Far Cry Primal is more than just a Stone Age reworking of the Far Cry you’re familiar with. It also comes with a fundamental shift in tone, a grayer outlook on morality and a nonlinear approach to storytelling that’s centered on the people you’ll meet in the primitive land of Oros. In part two of our interview with Associate Producer Paola Joyaux, we talk about what shaped the narrative, the characters and the push for survival above all else. (Click here for part one.)
Far Cry Primal’s story is tied directly to building and improving the Wenja village. Why take that route?
Paola Joyaux: The village is really the backbone of your progression and your story. By going into the wild and exploring the world, you’ll find specialists. Each of them will be your mentor in a specialty that you’ll need to master to push back the danger of the world. So when you bring them back to the village, they’ll build huts there. And by working with them – sometimes they’ll need new components you can only find farther away, or you’ll help them develop new technology – you’ll not only improve your village, but also gain new knowledge that will help you improve yourself.
The reason why we tied story to the the village is that we don’t want your story to be linear. We want you to be able to choose a mentor that best fits your game style, and choose to progress through their branches in the order you want. That’s the way we built the story as well. We want to have a narrative thread, but not have a “golden path” with mission A, then mission B, then mission C. We want you to create your own story, because that’s what we do on Far Cry. This is a systemic, emergent, open world, and we want each player to have their own story. The village is a representation of that in the game.

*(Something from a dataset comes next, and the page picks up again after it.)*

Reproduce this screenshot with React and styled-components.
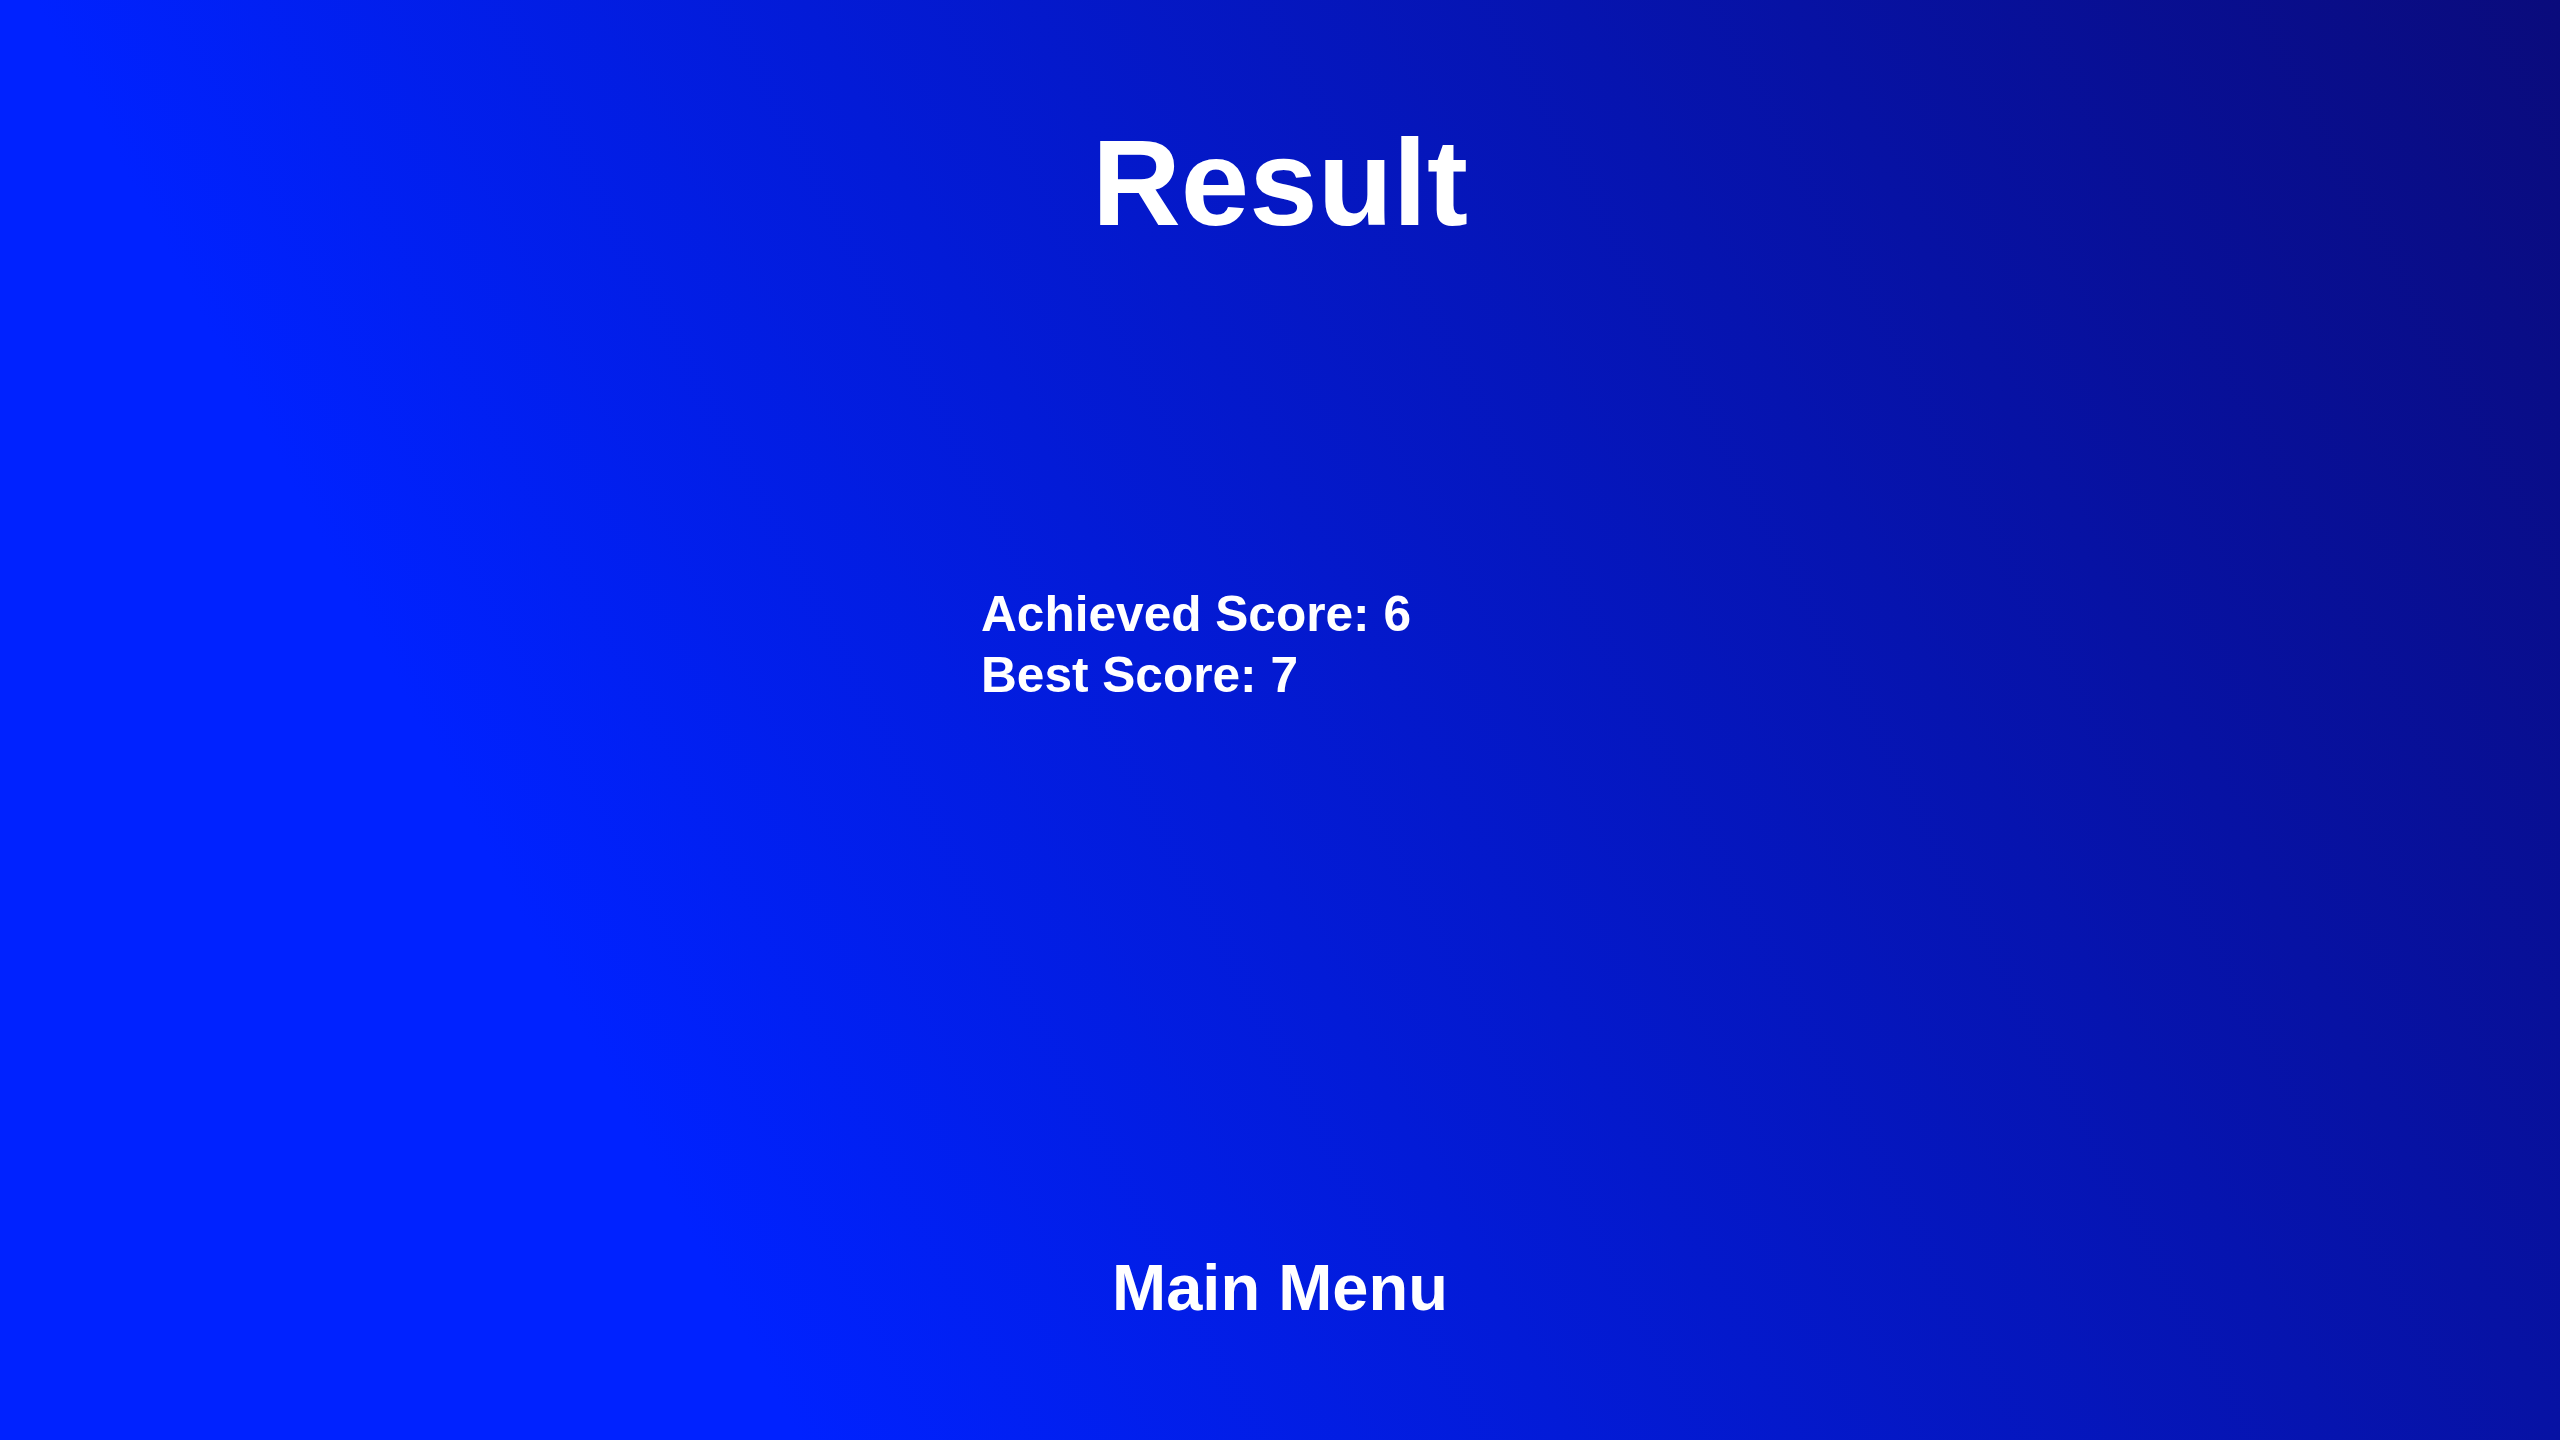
import React from "react";
import styled, { createGlobalStyle } from "styled-components";

const Global = createGlobalStyle`
  html, body { margin: 0; padding: 0; height: 100%; }
  body { font-family: "Liberation Sans", Arial, Helvetica, sans-serif; }
  #root { height: 100%; }
`;

const Screen = styled.div`
  height: 100vh;
  box-sizing: border-box;
  display: flex;
  flex-direction: column;
  align-items: center;
  padding: 121px 0 120px;
  color: #ffffff;
  background: linear-gradient(62deg, #0022ff 24%, #0a0b7c 100%);
`;

const Title = styled.h1`
  margin: 0;
  font-size: 123px;
  line-height: 1;
  font-weight: 700;
`;

const ScoreBlock = styled.div`
  margin-top: 340px;
  width: 598px;
  display: flex;
  flex-direction: column;
`;

const ScoreLine = styled.div`
  font-size: 49.6px;
  line-height: 61px;
  font-weight: 700;
`;

const MenuButton = styled.button`
  margin-top: auto;
  background: none;
  border: none;
  padding: 0;
  color: #ffffff;
  font-family: inherit;
  font-size: 65px;
  line-height: 1;
  font-weight: 700;
  cursor: pointer;
`;

export default function App() {
  const achieved = 6;
  const best = 7;
  return (
    <>
      <Global />
      <Screen>
        <Title>Result</Title>
        <ScoreBlock>
          <ScoreLine>Achieved Score: {achieved}</ScoreLine>
          <ScoreLine>Best Score: {best}</ScoreLine>
        </ScoreBlock>
        <MenuButton>Main Menu</MenuButton>
      </Screen>
    </>
  );
}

What was behind the decision to explore a grayer moral area, with two apparent villains and a theme of survival instead of good vs. evil?
PJ: We wanted to be truthful to what life at this time and age was. And in the Stone Age, we were not at the top of the food chain. So in the modern time, man is your main enemy, but in the Stone Age, he wasn’t your main enemy – everything else was. You were the prey, and the megafauna and the mammoth and the world itself were your main enemies.
On the other hand, we also know that what allowed men to thrive was their ability to unite and share their knowledge and their technology. And Takkar, our main character, actually represents this middle way. Instead of just thinking about destroying the Udam and the Izila, he’s actually going to try to remove the bad seeds, but also to take what’s best to make his village and humankind thrive. So it was really a different approach, but that was related once again to the Stone Age fantasy we wanted to create. We always start from there, and we didn’t need another Pagan Min, another Vaas. They didn’t fit our fantasy.
What was the inspiration for the Izila?
PJ: They’re based on the Mesopotamians. They were our main source of inspiration. Takkar is a Wenja, a tribe that believes that every living creature has a soul, and they represent the voice of the middle, the voice of nature. On one end of the spectrum , you have the Udam, who are probably the most primitive and savage tribe of the region, and on the other end of the spectrum you have the Izila. Which were, at this time, the most technologically advanced tribe in the region, and that’s what they represent.
The Izila represent the beat of the modern world, and they give you this full perspective on what this age was. Because there were people that were really just starting to evolve, and there were other ones that were a little more advanced, and they all create a different dynamic in this world.
Are we going to see more of the backstories behind the other tribal leaders, Ull and Batari?
PJ: You’ll see some of their backstories. We always try to have really colorful and deep characters, and for us they are a big part of our cast, so we put a lot of attention in their backstories. For example, on the Udam side, the reason they are how they are today is because during the Ice Age, they got caught on the mountain, and they only survived by inbreeding and cannibalism. That explains why they are brutal. On the other side, we have Batari, who was born during a solar eclipse in a very religious tribe. So she became their goddess. At first she seems really kind, but then you’ll discover the real character behind it, that’s she’s really vicious and tyrannical. You’ll have a lot of contact with these tribal leaders, for sure.
During development, was it ever discussed whether Far Cry Primal should adopt aspects of hardcore survival games? Hunger, thirst, things like that?
PJ: Survival is important in Far Cry Primal. We wanted to drop the player in the world with little to nothing and have them use the environment to survive, and little by little become the apex predator, and yes, at some point it will be easier to venture into the great glaciers if you have the right equipment. We put ourselves in the skin of Stone Age people, and we are asking ourselves, ‘Your first goal is to survive. What do you need to survive? What do you need to master?’
We identified different elements – tools to craft, skills to master, animals to tame, etc. In the end, we can think of surviving as taming the wilderness around you, so we gave the players all the tools to do just do that. They will be able to gather resources in order to craft their weapons, and as they encounter different members of their tribe, they’ll learn to master different skills – from different types of takedowns to taming all the different predators in the world. What’s also important to keep in mind is that Far Cry has always been about taking players into lawless frontiers in a world that is alive and making sure they have all the tools needed to conquer this world and have fun doing it!
Were shamans actually just crazy people? Tensay kind of seems like a lunatic.
PJ: It’s because they take a lot of leaves, like plants. I think when you abuse that, you end up… he’s very close to the spirits, let’s put it like that.